4. An improved flexible reinforced tubing as in claim 3 wherein: a) said flexible reinforced tubing is used as the main tubular portion of a catheter wherein: i) said metal cores of said wire filaments have an outer diameter in the range of from about 0.001" to about 0.010"; and ii) said plastic coating for said wire filaments has a thickness on the order of at least 0.00005"; and b) said first tubular member is formed of a PTFE plastic material to promote lumen lubricity.

5. An improved flexible reinforced tubing as in claim 2 wherein: a) said flexible reinforced tubing is used as the main tubular portion of a catheter wherein: i) said metal cores of said wire filaments have an outer diameter dimension in the range of from about

0.001" to about 0.010"; and ii) said plastic coating for said wire filaments has a thickness on the order of at least 0.00005"; and b) said first tubular member is formed of a polyhalogenated polyolefin plastic material to promote lumen lubricity.

6. An improved flexible reinforced tubing comprising in operative combination: a) a braided reinforcement layer formed as a first inner tubular member which includes: i) a plurality of wire filaments; ii) each of said wire filaments is individually encapsulated with an adherent plastic coating; and b) a flexible plastic outer tubular member having an inner diameter sufficient to encapsulate at least said outer perimeter surface of said tubular reinforcement layer; c) said second flexible tubular member substantially embedding the exterior surface of said braided reinforcement layer to provide a strong adhesion between the plastic coated wire filaments of said reinforcement layer and said second flexible tubular member to increase torque transmissivity of the reinforced tubing; and d) at least a portion of an inner surface of said braided reinforcement layer projecting into a central lumen of said outer tubular member.

7. An improved flexible reinforced tubing as in claim 6 wherein: a) each of said plastic coated wire filaments includes a metal core portion having an elastic modulus sufficiently high and a core dimension sufficiently thick to resist kinking and to maintain the mechanical properties of the reinforced tubing.

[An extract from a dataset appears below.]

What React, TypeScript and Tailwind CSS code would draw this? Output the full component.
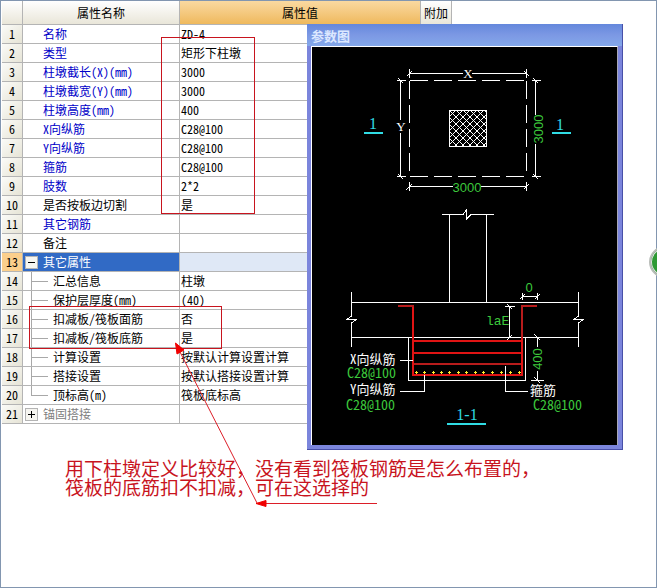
import { useState } from "react";
import { clsx } from "clsx";

type Row = {
  no: number;
  name: string;
  value: string;
  tone: "key" | "plain" | "muted" | "selected";
  toggle?: boolean;
  child?: boolean;
};

const rows: Row[] = [
  { no: 1, name: "名称", value: "ZD-4", tone: "key" },
  { no: 2, name: "类型", value: "矩形下柱墩", tone: "key" },
  { no: 3, name: "柱墩截长(X)(mm)", value: "3000", tone: "key" },
  { no: 4, name: "柱墩截宽(Y)(mm)", value: "3000", tone: "key" },
  { no: 5, name: "柱墩高度(mm)", value: "400", tone: "key" },
  { no: 6, name: "X向纵筋", value: "C28@100", tone: "key" },
  { no: 7, name: "Y向纵筋", value: "C28@100", tone: "key" },
  { no: 8, name: "箍筋", value: "C28@100", tone: "key" },
  { no: 9, name: "肢数", value: "2*2", tone: "key" },
  { no: 10, name: "是否按板边切割", value: "是", tone: "plain" },
  { no: 11, name: "其它钢筋", value: "", tone: "key" },
  { no: 12, name: "备注", value: "", tone: "plain" },
  { no: 13, name: "其它属性", value: "", tone: "selected", toggle: true },
  { no: 14, name: "汇总信息", value: "柱墩", tone: "plain", child: true },
  { no: 15, name: "保护层厚度(mm)", value: "(40)", tone: "plain", child: true },
  { no: 16, name: "扣减板/筏板面筋", value: "否", tone: "plain", child: true },
  { no: 17, name: "扣减板/筏板底筋", value: "是", tone: "plain", child: true },
  { no: 18, name: "计算设置", value: "按默认计算设置计算", tone: "plain", child: true },
  { no: 19, name: "搭接设置", value: "按默认搭接设置计算", tone: "plain", child: true },
  { no: 20, name: "顶标高(m)", value: "筏板底标高", tone: "plain", child: true },
  { no: 21, name: "锚固搭接", value: "", tone: "muted", toggle: true },
];

const toneClass = {
  key: "text-[#0000c8]",
  plain: "text-black",
  muted: "text-[#808080]",
  selected: "bg-[#316ac5] text-white",
};

const stirrupDots = [415, 423, 432, 440, 448, 457, 465, 474, 482, 491, 500, 509, 518];

function PropertyTable() {
  const [open, setOpen] = useState(true);
  const visible = rows.filter((row) => open || !row.child);

  return (
    <table className="ml-px w-[450px] table-fixed border-separate border-spacing-0 text-left text-xs leading-[18px]">
      <colgroup>
        <col className="w-[21px]" />
        <col className="w-[157px]" />
        <col className="w-[241px]" />
        <col className="w-[31px]" />
      </colgroup>
      <thead>
        <tr className="h-6 text-center">
          <th className="border-r border-b border-[#b4b4b4] bg-linear-to-b from-white to-[#e9e6d9] p-0" />
          <th className="border-r border-b border-[#b4b4b4] bg-linear-to-b from-white to-[#e9e6d9] p-0 font-normal">
            属性名称
          </th>
          <th className="border-r border-b border-[#b4b4b4] bg-linear-to-b from-[#fad9a0] to-[#efb95c] p-0 font-normal">
            属性值
          </th>
          <th className="border-r border-b border-[#b4b4b4] bg-linear-to-b from-white to-[#e9e6d9] p-0 font-normal">
            附加
          </th>
        </tr>
      </thead>
      <tbody>
        {visible.map((row) => (
          <tr key={row.no} className="h-[19px]">
            <th
              className={clsx(
                "border-r border-b border-[#b4b4b4] p-0 text-center font-normal",
                row.tone === "selected"
                  ? "bg-[#fbcf8c]"
                  : "bg-linear-to-br from-[#fbfbf8] to-[#e6e4d6]"
              )}
            >
              {row.no}
            </th>
            <td className={clsx("border-r border-b border-[#b4b4b4] p-0", toneClass[row.tone])}>
              <div className="flex h-[18px] items-center">
                {row.toggle && (
                  <button
                    type="button"
                    aria-label={row.name}
                    onClick={() => row.tone === "selected" && setOpen(!open)}
                    className="ml-0.5 flex h-[13px] w-[13px] items-center justify-center border border-[#b4b4b4] bg-[#f6f5f0] text-black"
                  >
                    <svg viewBox="0 0 9 9" className="h-[9px] w-[9px]" stroke="currentColor" fill="none">
                      <path d={row.tone === "selected" && open ? "M1 4.5H8" : "M1 4.5H8M4.5 1V8"} />
                    </svg>
                  </button>
                )}
                {row.child && (
                  <span className="ml-2 flex h-full w-[17px] flex-col">
                    <span className="h-2.5 border-b border-l border-[#a8a8a8]" />
                    {row.no !== 20 && <span className="h-2 border-l border-[#a8a8a8]" />}
                  </span>
                )}
                <span className={row.toggle || row.child ? "pl-[5px]" : "pl-5"}>{row.name}</span>
              </div>
            </td>
            <td
              colSpan={2}
              className={clsx(
                "border-b border-[#b4b4b4] py-0 pr-0 pl-px",
                row.tone === "selected" && "bg-[#dfe8f6]"
              )}
            >
              {row.value}
            </td>
          </tr>
        ))}
      </tbody>
    </table>
  );
}

function SectionDrawing() {
  return (
    <svg
      viewBox="312 47 305 398"
      className="block h-[398px] w-[305px] bg-black"
      fill="none"
      stroke="white"
      shapeRendering="crispEdges"
    >
      <defs>
        <pattern id="hatch" width="7" height="7" x="449" y="110" patternUnits="userSpaceOnUse">
          <path d="M-1 -1L8 8M8 -1L-1 8" />
        </pattern>
      </defs>

      {/* plan */}
      <path d="M409.5 80.5H526.5M409.5 176.5H526.5M409.5 80.5V176.5M526.5 80.5V176.5" strokeDasharray="18 6" />
      <rect x="449.5" y="110.5" width="37" height="36" fill="url(#hatch)" />
      <path d="M409.5 73.5H463M472 73.5H526.5M409.5 69V78M526.5 69V78M407 76L412 71M524 71L529 76" />
      <path d="M400.5 80.5V120M400.5 133V176.5M397 80.5H406M397 176.5H406M398 78L403 83M398 174L403 179" />
      <path d="M409.5 186.5H453M481 186.5H526.5M409.5 182V191M526.5 182V191M406 190L412 184M524 189L529 184" />
      <path d="M535.5 80.5V115M535.5 144V176.5M532 80.5H541M532 176.5H541M533 78L538 83M533 174L538 179" />

      {/* column, slab and cap */}
      <path d="M442 214.5H463L466.5 210V219L471 214.5H494M449.5 214.5V302.5M486.5 214.5V302.5" />
      <path d="M351.5 302.5H578.5M351.5 337.5H578.5M408.5 337.5V380.5H525.5V337.5" />
      <path d="M351.5 292V316L347 319.5H356L351.5 323V347M578.5 292V316L574 319.5H583L578.5 323V347" />

      {/* bars */}
      <g stroke="#e01414" strokeWidth="2">
        <path d="M413 305V375H522V305M413 341H522M413 353H522" />
        <path d="M398 306H414M537 306H522V338M414 364H521" stroke="#b81c1c" />
      </g>
      {stirrupDots.map((x) => (
        <path key={x} d={`M${x} 372.5h3M${x + 1.5} 371v3`} stroke="#ffee30" />
      ))}

      {/* leaders and small dimensions */}
      <path d="M400 360.5H413M400 391.5H424.5V375M505.5 366V391.5H528" />
      <path d="M509.5 306V338M505 306.5H515M507 340L512 335M507 304L512 309" />
      <path d="M522 296.5H538M522.5 293V300M537.5 293V300M520 299L525 294M535 299L540 294" />
      <path d="M537.5 337.5V347M537.5 371V380.5M531 380.5H544M534 334L540 340M534 377L540 383" />
      <path d="M364 133H383M552 133H571M447 424H486" stroke="#30dce4" strokeWidth="2" />

      <g stroke="none" fill="white" fontSize="13">
        <text x="468" y="78" textAnchor="middle" className="font-['Liberation_Serif',serif]">X</text>
        <text x="401" y="131" textAnchor="middle" className="font-['Liberation_Serif',serif]">Y</text>
        <text x="350" y="364">X向纵筋</text>
        <text x="350" y="394">Y向纵筋</text>
        <text x="530" y="395">箍筋</text>
      </g>
      <g stroke="none" fill="#3cc83c" fontSize="14">
        <text x="347" y="378">C28@100</text>
        <text x="346" y="410">C28@100</text>
        <text x="533" y="410">C28@100</text>
      </g>
      <g stroke="none" fill="#3cc83c" fontSize="13" className="font-['Liberation_Sans',sans-serif]">
        <text x="467" y="192" textAnchor="middle">3000</text>
        <text x="543" y="129" textAnchor="middle" transform="rotate(-90 543 129)">3000</text>
        <text x="529" y="292" textAnchor="middle">0</text>
        <text x="542" y="359" textAnchor="middle" transform="rotate(-90 542 359)">400</text>
        <text x="486" y="325" className="font-['Liberation_Mono',monospace]">laE</text>
      </g>
      <g
        stroke="none"
        fill="#30dce4"
        fontSize="16"
        textAnchor="middle"
        className="font-['Liberation_Serif',serif]"
      >
        <text x="373" y="129">1</text>
        <text x="560" y="130">1</text>
        <text x="467" y="420">1-1</text>
      </g>
    </svg>
  );
}

function ParameterWindow() {
  return (
    <section className="absolute top-6 left-[307px] border-r border-b border-[#4850a8] bg-[#7b85dc] px-1 pb-1">
      <h2 className="-mx-1 h-[22px] bg-linear-to-b from-[#6488dc] via-[#7c98e4] to-[#84a8ea] pl-1 text-[13px] leading-6 font-bold text-[#dce8ff]">
        参数图
      </h2>
      <div className="border-t border-r border-l border-t-white border-r-[#a8a8b8] border-l-white">
        <SectionDrawing />
      </div>
    </section>
  );
}

function Markup() {
  return (
    <svg
      viewBox="0 0 560 520"
      className="pointer-events-none absolute top-0 left-0 h-[520px] w-[560px]"
      fill="none"
      stroke="#c8141e"
    >
      <rect x="161.5" y="37.5" width="93" height="176" />
      <rect x="29.5" y="306.5" width="192" height="42" />
      <path d="M257 503L180 352M262 503.5H377" stroke="#dc1e28" />
      <path d="M175.5 343L184 350L177 354ZM256 503.5L266 500.5V506.5Z" fill="#f00000" stroke="#f00000" />
    </svg>
  );
}

export default function App() {
  return (
    <main className="relative min-h-screen overflow-hidden bg-white font-['Noto_Sans_Mono_CJK_SC','Noto_Sans_CJK_SC',monospace] text-black">
      <div className="pt-px pl-px">
        <PropertyTable />
      </div>
      <ParameterWindow />
      <p className="mt-[34px] pl-[65px] text-[19px] leading-[19px] font-light text-[#c8141e]">
        用下柱墩定义比较好，没有看到筏板钢筋是怎么布置的，
        <br />
        筏板的底筋扣不扣减，可在这选择的
      </p>
      <Markup />
      <div className="pointer-events-none absolute inset-0 border border-[#8296b0]" />
      <div className="absolute top-[246px] -right-6 h-8 w-8 rounded-full border-2 border-[#b8bcb8] bg-[#2e9a34] ring-1 ring-[#e4e4e4] ring-inset" />
    </main>
  );
}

8. An improved flexible reinforced tubing as in claim 7 wherein: a) at least one of said wire filaments is electrically conductive; b) said wire filament plastic coating is electrically insulating; and c) at least one of said wire filament plastic coatings is stripped at selected locations along said filament to permit the connection of electrically operated devices thereto.

9. An improved flexible reinforced tubing as in claim 8 whereby the tubing comprises the main tubular portion of a catheter wherein: a) said metal cores of said wire filaments have an outer diameter in the range of from about 0.001" to about 0.010"; b) said plastic coating for said wire filaments comprises a polyhalogenated polyolefin plastic material to promote lumen lubricity and said PTFE plastic coating having a thickness on the order of at least 0.00005".

10. An improved flexible reinforced tubing as in claim 9 wherein those portions of said polyhalogenated polyolefin plastic coated wire filaments disposed to contact said plastic outer tubular member are etched to improve adhesion.

11. An improved flexible reinforced tubing as in claim 7 whereby the tubing comprises the main tubular portion of a catheter wherein: a) said metal cores of said wire filaments have an outer diameter dimension in the range of from about 0.001" to about 0.010"; b) said plastic coating for said wire filaments comprises a polyhalogenated polyolefin plastic material to promote lumen lubricity and said polyhalogenated polyolefin plastic coating having a thickness on the order of at least 0.00005".

12. An improved flexible reinforced tubing as in claim 11 wherein those portions of said polyhalogenated polyolefin plastic coated wire filaments disposed to contact said plastic outer tubular member are treated to improve adhesion.